When BMW announced the sale of Rover on Friday, 17 March 2000, it also revealed hastily drawn up plans for a new small, sporting BMW hatchback positioned between the Mini and the BMW 3-series Compact. The crucially important new 1-series you see here is that car.
The new BMW 1-series, to go on sale simultaneously in the UK and left-hand-drive Europe in September priced from £15,630, pitches BMW into the most competitive car segment of all. It is the key to BMW’s ambition of expanding total sales to 1.4 million cars – including Mini and Rolls-Royce – by 2008.To guarantee the One remains true to BMW’s ‘ultimate driver’s car’ philosophy, the new hatchback ignores the universal small-car layout of transverse front engine driving the front wheels. Instead, it opts for BMW’s traditional longitudinal front engine driving the rear wheels. Given the resulting space limitations, many will see this as a massive gamble.
BMW is unconcerned. Munich has no intention of competing head-on in terms of value for money or sales volumes with the Focus and Golf. By pegging production at around 150,000 a year, BMW wants to position the 1-series as the premium model in the class. Management seems happy to cop criticism of the car’s packaging restrictions, because they know the 1-series drives like no other small car.The One will sire a whole family of models. At least two years after the five-door hatch, BMW plans to add a range of variants, including a 2-series coupé and convertible, 1-series saloon, estate and possibly a roadster. Performance versions are also in the pipeline, but any M1/M2 version is at least three years into the future.
Design
Remember the CS1 concept car, pictured right, and unveiled at the 2002 Geneva show? The 1-series is the hatchback of that convertible. Its appearance is just as controversial and sure to stir debate.

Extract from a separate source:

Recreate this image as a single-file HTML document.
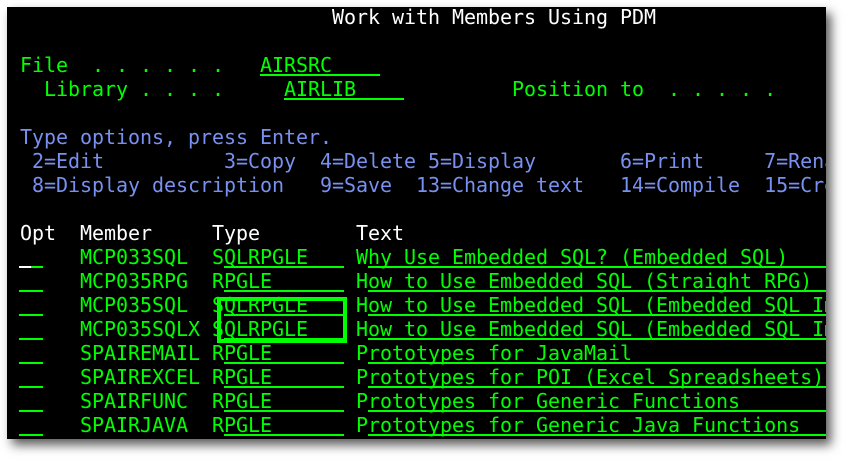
<!DOCTYPE html>
<html><head><meta charset="utf-8"><style>
html,body{margin:0;padding:0;background:#fff;width:849px;height:463px;overflow:hidden}
#scr{position:absolute;left:7px;top:7px;width:819px;height:432px;background:#000;box-shadow:5px 6px 10px rgba(0,0,0,0.65);overflow:hidden}
.r{position:absolute;left:13px;height:24px;line-height:24px;white-space:pre;font-family:"DejaVu Sans Mono","Liberation Mono",monospace;font-size:20px;color:#00ff00;letter-spacing:-0.04px}
.b{color:#7890f0}.w{color:#fff}
.u{position:absolute;height:2px;background:#00ff00}
</style></head><body>
<div id="scr">
<div class="r w" style="top:-2px">                          Work with Members Using PDM</div>
<div class="r" style="top:46px">File  . . . . . .   AIRSRC</div>
<div class="r" style="top:70px">  Library . . . .     AIRLIB             Position to  . . . . .</div>
<div class="r b" style="top:118px">Type options, press Enter.</div>
<div class="r b" style="top:142px"> 2=Edit          3=Copy  4=Delete 5=Display       6=Print     7=Rename</div>
<div class="r b" style="top:166px"> 8=Display description   9=Save  13=Change text   14=Compile  15=Create</div>
<div class="r w" style="top:214px">Opt  Member     Type        Text</div>
<div class="r" style="top:238px">     MCP033SQL  SQLRPGLE    Why Use Embedded SQL? (Embedded SQL)</div>
<div class="r" style="top:262px">     MCP035RPG  RPGLE       How to Use Embedded SQL (Straight RPG)</div>
<div class="r" style="top:286px">     MCP035SQL  SQLRPGLE    How to Use Embedded SQL (Embedded SQL Impl</div>
<div class="r" style="top:310px">     MCP035SQLX SQLRPGLE    How to Use Embedded SQL (Embedded SQL Impl</div>
<div class="r" style="top:334px">     SPAIREMAIL RPGLE       Prototypes for JavaMail</div>
<div class="r" style="top:358px">     SPAIREXCEL RPGLE       Prototypes for POI (Excel Spreadsheets)</div>
<div class="r" style="top:382px">     SPAIRFUNC  RPGLE       Prototypes for Generic Functions</div>
<div class="r" style="top:406px">     SPAIRJAVA  RPGLE       Prototypes for Generic Java Functions</div>

<div class="u" style="left:253px;top:67px;width:120px"></div>
<div class="u" style="left:277px;top:91px;width:120px"></div>

<div class="u" style="left:12px;top:259px;width:12px;background:#fff"></div>
<div class="u" style="left:24px;top:259px;width:12px"></div>
<div class="u" style="left:12px;top:283px;width:24px"></div>
<div class="u" style="left:12px;top:307px;width:24px"></div>
<div class="u" style="left:12px;top:331px;width:24px"></div>
<div class="u" style="left:12px;top:355px;width:24px"></div>
<div class="u" style="left:12px;top:379px;width:24px"></div>
<div class="u" style="left:12px;top:403px;width:24px"></div>
<div class="u" style="left:12px;top:427px;width:24px"></div>

<div class="u" style="left:217px;top:259px;width:120px"></div>
<div class="u" style="left:217px;top:283px;width:120px"></div>
<div class="u" style="left:217px;top:307px;width:120px"></div>
<div class="u" style="left:217px;top:331px;width:120px"></div>
<div class="u" style="left:217px;top:355px;width:120px"></div>
<div class="u" style="left:217px;top:379px;width:120px"></div>
<div class="u" style="left:217px;top:403px;width:120px"></div>
<div class="u" style="left:217px;top:427px;width:120px"></div>

<div class="u" style="left:361px;top:259px;width:460px"></div>
<div class="u" style="left:361px;top:283px;width:460px"></div>
<div class="u" style="left:361px;top:307px;width:460px"></div>
<div class="u" style="left:361px;top:331px;width:460px"></div>
<div class="u" style="left:361px;top:355px;width:460px"></div>
<div class="u" style="left:361px;top:379px;width:460px"></div>
<div class="u" style="left:361px;top:403px;width:460px"></div>
<div class="u" style="left:361px;top:427px;width:460px"></div>

<div style="position:absolute;left:210px;top:290px;width:122px;height:38px;border:4px solid #00ff00"></div>
</div>
</body></html>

Styled by American Chris Chapman, under the leadership of Chris Bangle, the One persists with the complex surfaces that are now a BMW trademark. Abutting concave and convex surfaces flow from the hard upper and lower lines of the door, bonnet and tailgate shut-lines, and from the curved sills, to create an organically intricate surface treatment.In profile, the proportions of the nose are pure BMW, with an ultra-short front overhang and a long flat bonnet, created by pushing the windscreen to the rear. It could barely be more different from the modern hatchback norm with its sloping bonnet and long overhangs. The glasshouse, however, is contemporary Euro-hatch and, from the rear, not unlike the new Astra.A 0.29 Cd is good, if not outstanding. Thick C-pillars and an extremely shallow back screen mean rearward visibility is poor.At 2660mm, the 1-series’ wheelbase is 65mm shorter than the 3-series saloon and Compact, but 80mm longer than the new Volkswagen Golf. Overall length is 4236mm, just 26mm shy of the Compact, yet 235mm shorter than the 3-series saloon. Its 1430mm height makes it slightly taller than the Compact, the 1750mm width identical.